EXERCISE INSTRUCTIONS:
Make an exact transcription of the material, leaving out all images.

GIVEN MATERIAL:

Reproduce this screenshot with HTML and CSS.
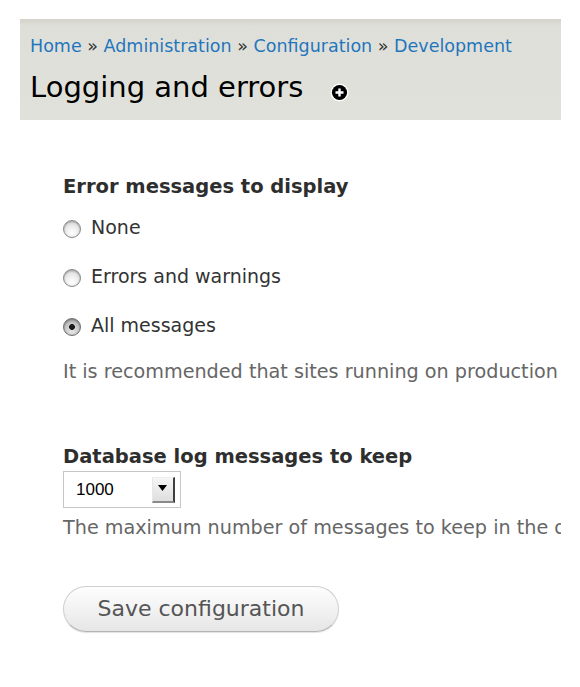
FILE: index.html
```html
<!DOCTYPE html>
<html lang="en">
<head>
<meta charset="utf-8">
<title>Logging and errors</title>
<link rel="stylesheet" href="styles.css">
</head>
<body>
<div class="page">
  <header class="branding">
    <nav class="breadcrumb">
      <a href="#">Home</a> <span class="sep">»</span> <a href="#">Administration</a> <span class="sep">»</span> <a href="#">Configuration</a> <span class="sep">»</span> <a href="#">Development</a>
    </nav>
    <div class="title-row">
      <h1 class="page-title">Logging and errors</h1>
      <span class="shortcut" aria-label="Add to shortcuts">
        <svg width="19" height="19" viewBox="0 0 19 19" aria-hidden="true">
          <circle cx="9.5" cy="9.5" r="9" fill="#fff"/>
          <circle cx="9.5" cy="9.5" r="7.6" fill="#000"/>
          <path d="M9.5 5.5v8M5.5 9.5h8" stroke="#fff" stroke-width="2.4" stroke-linecap="butt"/>
        </svg>
      </span>
    </div>
  </header>

  <form class="content">
    <div class="form-item">
      <div class="label">Error messages to display</div>
      <div class="radios">
        <label class="radio-row"><input type="radio" name="err" class="radio"><span>None</span></label>
        <label class="radio-row"><input type="radio" name="err" class="radio"><span>Errors and warnings</span></label>
        <label class="radio-row"><input type="radio" name="err" class="radio" checked><span>All messages</span></label>
      </div>
      <div class="description desc-first">It is recommended that sites running on production environments do not display any errors.</div>
    </div>

    <div class="form-item item-db">
      <div class="label">Database log messages to keep</div>
      <div class="select">
        <span class="select-value">1000</span>
        <span class="select-btn">
          <svg width="9" height="6" viewBox="0 0 9 6" aria-hidden="true"><path d="M0 0h9L4.5 6z" fill="#000"/></svg>
        </span>
      </div>
      <div class="description desc-second">The maximum number of messages to keep in the database log. Requires a cron maintenance task.</div>
    </div>

    <div class="actions">
      <button type="button" class="button">Save configuration</button>
    </div>
  </form>
</div>
</body>
</html>
```

FILE: styles.css
```css
html, body {
  margin: 0;
  padding: 0;
  background: #fff;
}

body {
  font-family: "DejaVu Sans", "Noto Sans", sans-serif;
  color: #333;
}

.page {
  margin: 19px 0 0 20px;
  width: 541px;
  overflow: hidden;
}

.branding {
  background: linear-gradient(#d3d3cb 0, #dfdfd9 7px, #e1e1db 100%);
  padding: 15px 0 15px 10px;
}

.breadcrumb {
  font-size: 17.5px;
  line-height: 24px;
  height: 24px;
  white-space: nowrap;
  color: #333;
}

.breadcrumb a {
  color: #1f76bd;
  text-decoration: none;
}

.breadcrumb .sep {
  color: #333;
}

.title-row {
  display: flex;
  align-items: center;
  margin-top: 11px;
  height: 36px;
}

.page-title {
  margin: 0;
  font-size: 29px;
  line-height: 36px;
  font-weight: normal;
  color: #000;
  white-space: nowrap;
}

.shortcut {
  display: flex;
  margin-left: 27px;
  margin-top: 10px;
}

.content {
  padding: 55px 0 0 43px;
  margin: 0;
}

.label {
  font-size: 19.5px;
  font-weight: bold;
  line-height: 24px;
  color: #2e2e2e;
  white-space: nowrap;
}

.radios {
  display: flex;
  flex-direction: column;
  gap: 25px;
  margin-top: 16px;
}

.radio-row {
  display: flex;
  align-items: center;
  height: 24px;
  font-size: 19px;
  line-height: 24px;
  color: #333;
  white-space: nowrap;
}

.radio {
  appearance: none;
  -webkit-appearance: none;
  width: 18px;
  height: 18px;
  margin: 3px 10px 0 0;
  border-radius: 50%;
  border: 1px solid #8a8a8a;
  background: radial-gradient(circle at 50% 75%, #ffffff 0, #efefef 40%, #d2d2d2 100%);
  box-shadow: inset 0 1px 2px rgba(0, 0, 0, 0.3), 0 1px 0 rgba(255, 255, 255, 0.6);
  flex: none;
}

.radio:checked {
  border-color: #6c6c6c;
  background:
    radial-gradient(circle at 50% 50%, #1a1a1a 0, #1a1a1a 2.6px, transparent 3.2px),
    radial-gradient(circle at 50% 75%, #e6e6e6 0, #c4c4c4 55%, #9a9a9a 100%);
}

.description {
  font-size: 19.2px;
  line-height: 24px;
  color: #666;
  white-space: nowrap;
}

.desc-first {
  margin-top: 23px;
}

.item-db {
  margin-top: 61px;
}

.select {
  display: flex;
  align-items: center;
  justify-content: space-between;
  box-sizing: border-box;
  width: 118px;
  height: 37px;
  margin-top: 2px;
  border: 1px solid #c6c6c6;
  background: #fff;
  padding: 0 5px 0 12px;
}

.select-value {
  font-family: "Liberation Sans", Arial, sans-serif;
  font-size: 17px;
  color: #000;
  line-height: 20px;
}

.select-btn {
  box-sizing: border-box;
  width: 23px;
  height: 26px;
  margin-top: 1px;
  display: flex;
  align-items: center;
  justify-content: center;
  padding-bottom: 4px;
  padding-right: 2px;
  background: linear-gradient(#f6f6f6, #dedede);
  border-top: 1px solid #eeeeee;
  border-left: 1px solid #e6e6e6;
  border-right: 2px solid #3e3e3e;
  border-bottom: 2px solid #8a8a8a;
}

.desc-second {
  margin-top: 8px;
}

.actions {
  margin-top: 46px;
  padding-bottom: 40px;
}

.button {
  box-sizing: border-box;
  height: 46px;
  width: 276px;
  padding: 0;
  border: 1px solid #cfcfcf;
  border-bottom-color: #b3b3b3;
  border-radius: 23px;
  background: linear-gradient(#fdfdfd 0, #f1f1f1 55%, #e6e6e6 100%);
  box-shadow: 0 1px 1px rgba(0, 0, 0, 0.12);
  font-family: "DejaVu Sans", "Noto Sans", sans-serif;
  font-size: 22px;
  line-height: 44px;
  color: #555;
  cursor: pointer;
}
```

EXERCISE OUTPUT:
Reproduce this screenshot with HTML and CSS.
FILE: index.html
```html
<!DOCTYPE html>
<html lang="en">
<head>
<meta charset="utf-8">
<title>Logging and errors</title>
<link rel="stylesheet" href="styles.css">
</head>
<body>
<div class="page">
  <header class="branding">
    <nav class="breadcrumb">
      <a href="#">Home</a> <span class="sep">»</span> <a href="#">Administration</a> <span class="sep">»</span> <a href="#">Configuration</a> <span class="sep">»</span> <a href="#">Development</a>
    </nav>
    <div class="title-row">
      <h1 class="page-title">Logging and errors</h1>
      <span class="shortcut" aria-label="Add to shortcuts">
        <svg width="19" height="19" viewBox="0 0 19 19" aria-hidden="true">
          <circle cx="9.5" cy="9.5" r="9" fill="#fff"/>
          <circle cx="9.5" cy="9.5" r="7.6" fill="#000"/>
          <path d="M9.5 5.5v8M5.5 9.5h8" stroke="#fff" stroke-width="2.4" stroke-linecap="butt"/>
        </svg>
      </span>
    </div>
  </header>

  <form class="content">
    <div class="form-item">
      <div class="label">Error messages to display</div>
      <div class="radios">
        <label class="radio-row"><input type="radio" name="err" class="radio"><span>None</span></label>
        <label class="radio-row"><input type="radio" name="err" class="radio"><span>Errors and warnings</span></label>
        <label class="radio-row"><input type="radio" name="err" class="radio" checked><span>All messages</span></label>
      </div>
      <div class="description desc-first">It is recommended that sites running on production environments do not display any errors.</div>
    </div>

    <div class="form-item item-db">
      <div class="label">Database log messages to keep</div>
      <div class="select">
        <span class="select-value">1000</span>
        <span class="select-btn">
          <svg width="9" height="6" viewBox="0 0 9 6" aria-hidden="true"><path d="M0 0h9L4.5 6z" fill="#000"/></svg>
        </span>
      </div>
      <div class="description desc-second">The maximum number of messages to keep in the database log. Requires a cron maintenance task.</div>
    </div>

    <div class="actions">
      <button type="button" class="button">Save configuration</button>
    </div>
  </form>
</div>
</body>
</html>
```

FILE: styles.css
```css
html, body {
  margin: 0;
  padding: 0;
  background: #fff;
}

body {
  font-family: "DejaVu Sans", "Noto Sans", sans-serif;
  color: #333;
}

.page {
  margin: 19px 0 0 20px;
  width: 541px;
  overflow: hidden;
}

.branding {
  background: linear-gradient(#d3d3cb 0, #dfdfd9 7px, #e1e1db 100%);
  padding: 15px 0 15px 10px;
}

.breadcrumb {
  font-size: 17.5px;
  line-height: 24px;
  height: 24px;
  white-space: nowrap;
  color: #333;
}

.breadcrumb a {
  color: #1f76bd;
  text-decoration: none;
}

.breadcrumb .sep {
  color: #333;
}

.title-row {
  display: flex;
  align-items: center;
  margin-top: 11px;
  height: 36px;
}

.page-title {
  margin: 0;
  font-size: 29px;
  line-height: 36px;
  font-weight: normal;
  color: #000;
  white-space: nowrap;
}

.shortcut {
  display: flex;
  margin-left: 27px;
  margin-top: 10px;
}

.content {
  padding: 55px 0 0 43px;
  margin: 0;
}

.label {
  font-size: 19.5px;
  font-weight: bold;
  line-height: 24px;
  color: #2e2e2e;
  white-space: nowrap;
}

.radios {
  display: flex;
  flex-direction: column;
  gap: 25px;
  margin-top: 16px;
}

.radio-row {
  display: flex;
  align-items: center;
  height: 24px;
  font-size: 19px;
  line-height: 24px;
  color: #333;
  white-space: nowrap;
}

.radio {
  appearance: none;
  -webkit-appearance: none;
  width: 18px;
  height: 18px;
  margin: 3px 10px 0 0;
  border-radius: 50%;
  border: 1px solid #8a8a8a;
  background: radial-gradient(circle at 50% 75%, #ffffff 0, #efefef 40%, #d2d2d2 100%);
  box-shadow: inset 0 1px 2px rgba(0, 0, 0, 0.3), 0 1px 0 rgba(255, 255, 255, 0.6);
  flex: none;
}

.radio:checked {
  border-color: #6c6c6c;
  background:
    radial-gradient(circle at 50% 50%, #1a1a1a 0, #1a1a1a 2.6px, transparent 3.2px),
    radial-gradient(circle at 50% 75%, #e6e6e6 0, #c4c4c4 55%, #9a9a9a 100%);
}

.description {
  font-size: 19.2px;
  line-height: 24px;
  color: #666;
  white-space: nowrap;
}

.desc-first {
  margin-top: 23px;
}

.item-db {
  margin-top: 61px;
}

.select {
  display: flex;
  align-items: center;
  justify-content: space-between;
  box-sizing: border-box;
  width: 118px;
  height: 37px;
  margin-top: 2px;
  border: 1px solid #c6c6c6;
  background: #fff;
  padding: 0 5px 0 12px;
}

.select-value {
  font-family: "Liberation Sans", Arial, sans-serif;
  font-size: 17px;
  color: #000;
  line-height: 20px;
}

.select-btn {
  box-sizing: border-box;
  width: 23px;
  height: 26px;
  margin-top: 1px;
  display: flex;
  align-items: center;
  justify-content: center;
  padding-bottom: 4px;
  padding-right: 2px;
  background: linear-gradient(#f6f6f6, #dedede);
  border-top: 1px solid #eeeeee;
  border-left: 1px solid #e6e6e6;
  border-right: 2px solid #3e3e3e;
  border-bottom: 2px solid #8a8a8a;
}

.desc-second {
  margin-top: 8px;
}

.actions {
  margin-top: 46px;
  padding-bottom: 40px;
}

.button {
  box-sizing: border-box;
  height: 46px;
  width: 276px;
  padding: 0;
  border: 1px solid #cfcfcf;
  border-bottom-color: #b3b3b3;
  border-radius: 23px;
  background: linear-gradient(#fdfdfd 0, #f1f1f1 55%, #e6e6e6 100%);
  box-shadow: 0 1px 1px rgba(0, 0, 0, 0.12);
  font-family: "DejaVu Sans", "Noto Sans", sans-serif;
  font-size: 22px;
  line-height: 44px;
  color: #555;
  cursor: pointer;
}
```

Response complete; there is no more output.